At Baroda Sri Aurobindo “was put first in the Settlement Department, not as an officer, but to learn the work, then in the Stamps and Revenue Departments; he was for some time put to work in the Secretariat for drawing up dispatches etc. Afterwards without joining the College and while doing other work, he was lecturer in French at the College, and finally at his request was appointed there as Professor of English. All through, the Maharaja used to call him whenever something had to be written which needed careful wording; he also employed him to prepare some of his public speeches and in other work of a literary or educational character.” Afterwards Sri Aurobindo became Vice-Principal of the College and was for some time its acting Principal. “Most of the personal work for the Maharaja was done in an unofficial capacity…. There was no appointment as Private Secretary. He was usually invited to breakfast with the Maharaja at the Palace and stayed on to do this work.”

Sri Aurobindo was loved and highly revered by his students[13] at Baroda College, not only for his profound knowledge of English literature and his brilliant and often original interpretations of English poetry, but for his saintly character and gentle and gracious manners. There was a magnetism in his personality, and an impalpable aura of a lofty ideal and a mighty purpose about him, which left a deep impression upon all who came in contact with him, particularly upon young hearts and unsophisticated minds. Calm and reserved, benign and benevolent, he easily became the centre of respectful attention wherever he happened to be. To be close to him was to be quieted and quickened; to listen to him was to be fired and inspired. Indeed, his presence radiated something which was at once enlivening and exalting. His power sprang from his unshakable peace, and the secret of his hold on men lay in his utter self-effacement. His greatness was like the gentle breath of spring — invisible but irresistible, it touched all that was bare and bleak around him to a splendour of renewed life and creative energy.

In regard to his work at the Baroda College, he once remarked to some of his disciples: “He (Manmohan) was very painstaking. Most of the professors don’t work so hard. I was not so conscientious as a professor. I never used to look at the notes, and sometimes my explanations did not agree with them at all…. What was surprising to me was that the students used to take down everything verbatim and mug it up. Such a thing would never have happened in England…. Once I was giving a lecture on Southey’s Life of Nelson. My lecture was not in agreement with the notes. So the students remarked that it was not at all like what was found in the notes. I replied: ‘I have not read the notes — in any case they are all rubbish!’ I could never go to the minute details. I read and left my mind to do what it could. That is why I could never become a scholar.”[14]

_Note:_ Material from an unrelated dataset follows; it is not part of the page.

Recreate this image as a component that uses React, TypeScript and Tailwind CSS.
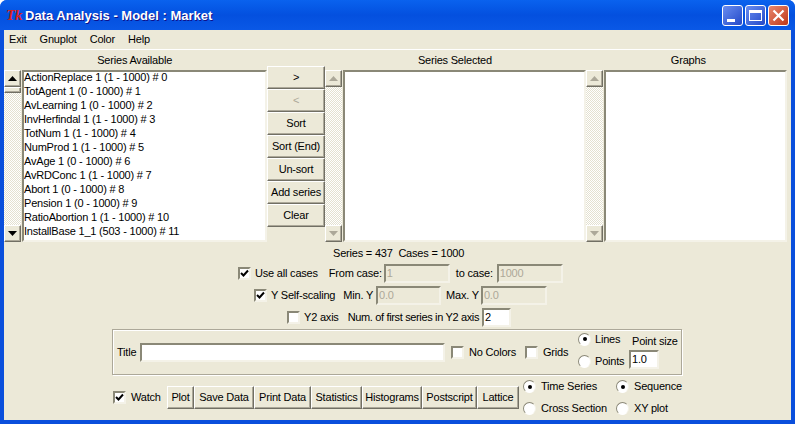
import type { ReactNode } from "react";

const raised =
  "border border-t-white border-l-white border-r-[#716f64] border-b-[#716f64] shadow-[inset_-1px_-1px_0_#aca899] bg-[#ece9d8]";
const sunken =
  "border-2 border-t-[#8a8877] border-l-[#8a8877] border-r-[#f4f2e8] border-b-[#f4f2e8]";
const track =
  "bg-[repeating-conic-gradient(#ffffff_0_25%,#e4e1d0_0_50%)] bg-[length:2px_2px]";

const series = [
  "ActionReplace 1 (1 - 1000) # 0",
  "TotAgent 1 (0 - 1000) # 1",
  "AvLearning 1 (0 - 1000) # 2",
  "InvHerfindal 1 (1 - 1000) # 3",
  "TotNum 1 (1 - 1000) # 4",
  "NumProd 1 (1 - 1000) # 5",
  "AvAge 1 (0 - 1000) # 6",
  "AvRDConc 1 (1 - 1000) # 7",
  "Abort 1 (0 - 1000) # 8",
  "Pension 1 (0 - 1000) # 9",
  "RatioAbortion 1 (1 - 1000) # 10",
  "InstallBase 1_1 (503 - 1000) # 11",
];

const sideButtons = ["Sort", "Sort (End)", "Un-sort", "Add series", "Clear"];

const plotButtons = [
  { label: "Plot", width: "w-[27px]" },
  { label: "Save Data", width: "w-[60px]" },
  { label: "Print Data", width: "w-[57px]" },
  { label: "Statistics", width: "w-[51px]" },
  { label: "Histograms", width: "w-[60px]" },
  { label: "Postscript", width: "w-[55px]" },
  { label: "Lattice", width: "w-[42px]" },
];

const Arrow = ({ up, muted }: { up?: boolean; muted?: boolean }) => (
  <svg width="9" height="5" viewBox="0 0 9 5">
    <path
      d={up ? "M4.5 0 L9 5 L0 5 Z" : "M0 0 L9 0 L4.5 5 Z"}
      fill={muted ? "#aca899" : "#000000"}
    />
  </svg>
);

const Scrollbar = ({ active }: { active?: boolean }) => (
  <div className={`flex h-[172px] w-[17px] shrink-0 flex-col ${track}`}>
    <div className={`flex h-[17px] items-center justify-center ${raised}`}>
      <Arrow up muted={!active} />
    </div>
    {active && <div className={`h-[6px] ${raised}`} />}
    <div className="flex-1" />
    <div className={`flex h-[17px] items-center justify-center ${raised}`}>
      <Arrow muted={!active} />
    </div>
  </div>
);

const Check = ({ checked }: { checked?: boolean }) => (
  <div className={`flex h-[13px] w-[13px] shrink-0 items-center justify-center bg-white ${sunken}`}>
    {checked && (
      <svg width="9" height="9" viewBox="0 0 9 9">
        <path d="M1 4 L3.5 6.5 L8 1.5" fill="none" stroke="#000000" strokeWidth="2" />
      </svg>
    )}
  </div>
);

const Radio = ({ on }: { on?: boolean }) => (
  <div className="flex h-[13px] w-[13px] shrink-0 items-center justify-center rounded-full border border-t-[#8a8877] border-l-[#8a8877] border-r-[#f4f2e8] border-b-white bg-white">
    {on && <div className="h-[4px] w-[4px] rounded-full bg-black" />}
  </div>
);

const Field = ({
  className,
  value,
  disabled,
}: {
  className: string;
  value?: string;
  disabled?: boolean;
}) => (
  <div
    className={`flex shrink-0 items-center pl-px ${sunken} ${className} ${
      disabled ? "bg-[#ece9d8] text-[#aca899]" : "bg-white text-black"
    }`}
  >
    {value}
  </div>
);

const Column = ({ title, className }: { title: string; className: string }) => (
  <div className={`text-center ${className}`}>{title}</div>
);

const ListBox = ({ className, children }: { className: string; children?: ReactNode }) => (
  <div className={`h-[172px] shrink-0 overflow-hidden bg-white ${sunken} ${className}`}>{children}</div>
);

export default function App() {
  return (
    <div className="flex h-[424px] w-[795px] flex-col overflow-hidden rounded-t-[7px] bg-[#0a4fdc] font-['Liberation_Sans',sans-serif] text-[11px] leading-none tracking-[-0.2px] text-black">
      <div className="flex h-[30px] shrink-0 items-center bg-gradient-to-b from-[#0a62ee] via-[#0450df] to-[#0a58e6] pl-[6px] pr-[6px]">
        <span className="w-[19px] font-['Liberation_Serif',serif] text-[15px] font-bold italic text-[#d92020]">
          Tk
        </span>
        <span className="text-[13px] font-bold tracking-normal text-white [text-shadow:1px_1px_0_#0f1089]">
          Data Analysis - Model : Market
        </span>
        <div className="ml-auto flex gap-[2px]">
          <div className="flex h-[21px] w-[21px] items-end rounded-[3px] border border-white bg-gradient-to-br from-[#6a8cf0] to-[#2448c8] pb-[3px] pl-[4px]">
            <div className="h-[3px] w-[8px] bg-white" />
          </div>
          <div className="flex h-[21px] w-[21px] items-center justify-center rounded-[3px] border border-white bg-gradient-to-br from-[#6a8cf0] to-[#2448c8]">
            <div className="h-[11px] w-[13px] border border-t-[3px] border-white" />
          </div>
          <div className="flex h-[21px] w-[21px] items-center justify-center rounded-[3px] border border-white bg-gradient-to-br from-[#e8866c] to-[#bf3512]">
            <svg width="13" height="13" viewBox="0 0 13 13">
              <path d="M1.5 1.5 L11.5 11.5 M11.5 1.5 L1.5 11.5" stroke="#ffffff" strokeWidth="2.2" />
            </svg>
          </div>
        </div>
      </div>

      <div className="mx-[4px] mb-[4px] flex flex-1 flex-col bg-[#ece9d8]">
        <div className="flex h-[20px] shrink-0 items-center gap-[13px] border-b border-white pl-[5px]">
          <span>Exit</span>
          <span>Gnuplot</span>
          <span>Color</span>
          <span>Help</span>
        </div>

        <div className="flex h-[20px] items-center">
          <Column title="Series Available" className="w-[262px]" />
          <Column title="Series Selected" className="ml-[59px] w-[262px]" />
          <Column title="Graphs" className="w-[206px]" />
        </div>

        <div className="flex h-[177px] items-start">
          <Scrollbar active />
          <ListBox className="ml-px w-[245px]">
            <div className="-mt-[2px]">
              {series.map((s) => (
                <div key={s} className="flex h-[14px] items-center whitespace-nowrap">
                  {s}
                </div>
              ))}
            </div>
          </ListBox>
          <div className="-mt-[4px] flex w-[58px] shrink-0 flex-col">
            <div className={`flex h-[23px] items-center justify-center ${raised}`}>&gt;</div>
            <div className={`flex h-[23px] items-center justify-center text-[#aca899] ${raised}`}>
              &lt;
            </div>
            {sideButtons.map((b) => (
              <div key={b} className={`flex h-[23px] items-center justify-center ${raised}`}>
                {b}
              </div>
            ))}
          </div>
          <Scrollbar />
          <ListBox className="ml-px w-[243px]" />
          <Scrollbar />
          <ListBox className="ml-px w-[183px]" />
        </div>

        <div className="flex h-[13px] items-center pl-[329px]">Series = 437&nbsp;&nbsp;Cases = 1000</div>

        <div className="mt-[4px] flex h-[19px] items-center pl-[234px]">
          <Check checked />
          <span className="ml-[4px]">Use all cases</span>
          <span className="ml-[11px]">From case:</span>
          <Field className="ml-[2px] h-[19px] w-[66px]" value="1" disabled />
          <span className="ml-[6px]">to case:</span>
          <Field className="ml-[4px] h-[19px] w-[66px]" value="1000" disabled />
        </div>

        <div className="mt-[3px] flex h-[19px] items-center pl-[250px]">
          <Check checked />
          <span className="ml-[4px]">Y Self-scaling</span>
          <span className="ml-[8px]">Min. Y</span>
          <Field className="ml-[3px] h-[19px] w-[65px]" value="0.0" disabled />
          <span className="ml-[5px]">Max. Y</span>
          <Field className="ml-[2px] h-[19px] w-[66px]" value="0.0" disabled />
        </div>

        <div className="mt-[3px] flex h-[19px] items-center pl-[283px]">
          <Check />
          <span className="ml-[4px]">Y2 axis</span>
          <span className="ml-[9px] whitespace-nowrap tracking-[-0.35px]">Num. of first series in Y2 axis</span>
          <Field className="ml-[3px] h-[19px] w-[29px]" value="2" />
        </div>

        <div className="mt-[2px] ml-[108px] flex h-[46px] w-[570px] items-center border border-[#aca899] pl-[4px] shadow-[inset_1px_1px_0_#ffffff,1px_1px_0_#ffffff]">
          <span className="w-[19px]">Title</span>
          <Field className="ml-[4px] h-[19px] w-[305px]" />
          <div className="ml-[6px]">
            <Check />
          </div>
          <span className="ml-[5px] w-[46px] whitespace-nowrap">No Colors</span>
          <div className="ml-[10px]">
            <Check />
          </div>
          <span className="ml-[5px] w-[24px]">Grids</span>
          <div className="ml-[11px] mb-[4px] flex w-[47px] shrink-0 flex-col gap-[9px]">
            <div className="flex items-center gap-[4px]">
              <Radio on />
              <span>Lines</span>
            </div>
            <div className="flex items-center gap-[4px]">
              <Radio />
              <span>Points</span>
            </div>
          </div>
          <div className="ml-[4px] mt-[1px] flex flex-col gap-[3px]">
            <span className="whitespace-nowrap pl-[3px]">Point size</span>
            <Field className="h-[19px] w-[30px]" value="1.0" />
          </div>
        </div>

        <div className="ml-[109px] mt-[5px] flex items-center">
          <Check checked />
          <span className="ml-[5px] w-[32px]">Watch</span>
          <div className="ml-[4px] flex">
            {plotButtons.map((b) => (
              <div
                key={b.label}
                className={`flex h-[23px] items-center justify-center whitespace-nowrap ${b.width} ${raised}`}
              >
                {b.label}
              </div>
            ))}
          </div>
          <div className="ml-[4px] grid grid-cols-[93px_auto] gap-y-[9px]">
            <div className="flex items-center gap-[5px]">
              <Radio on />
              <span>Time Series</span>
            </div>
            <div className="flex items-center gap-[5px]">
              <Radio on />
              <span>Sequence</span>
            </div>
            <div className="flex items-center gap-[5px]">
              <Radio />
              <span className="whitespace-nowrap">Cross Section</span>
            </div>
            <div className="flex items-center gap-[5px]">
              <Radio />
              <span>XY plot</span>
            </div>
          </div>
        </div>
      </div>
    </div>
  );
}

The testimony of one of his students, named R.N. Patkar,[15] will be found very interesting inasmuch as it throws some authentic light upon the way he lived at Baroda and did his teaching at the College:

“Sri Aurobindo was very simple in his mode of living. He was not at all fastidious in his tastes. He did not care much for food or dress, because he never attached any importance to them. He never visited the market for his clothes. At home, he dressed in plain white chaddar and dhoti, and outside invariably in white drill suits. He never slept on a soft cotton bed, as most of us do, but on a bed of coir — coconut fibres — on which was spread a Malabar grass mat which served as a bed sheet.

“Once I asked him why he used such a coarse and hard bed, to which he replied with his characteristic smile: ‘Don’t you know, my boy, that I am a Brahmachari? Our shastras enjoin that a Brahmachari should not use a soft bed.’[16]

“Another thing I observed about him was the total absence of love of money. He used to get the lump sum of three months’ pay in a bag which he emptied in a tray lying on his table. He never bothered to keep money in a safe box under lock and key. He did not keep an account of what he spent. One day I casually asked him why he was keeping his money like that. He laughed and then replied: ‘Well, it is a proof that we are living in the midst of honest and good people.’ ‘But you never keep an account which may testify to the honesty of the people around you?’, I asked him. Then with a serene face he said: ‘It is God who keeps account for me. He gives me as much as I want and keeps the rest to Himself. At any rate, He does not keep me in want, then why should I worry?’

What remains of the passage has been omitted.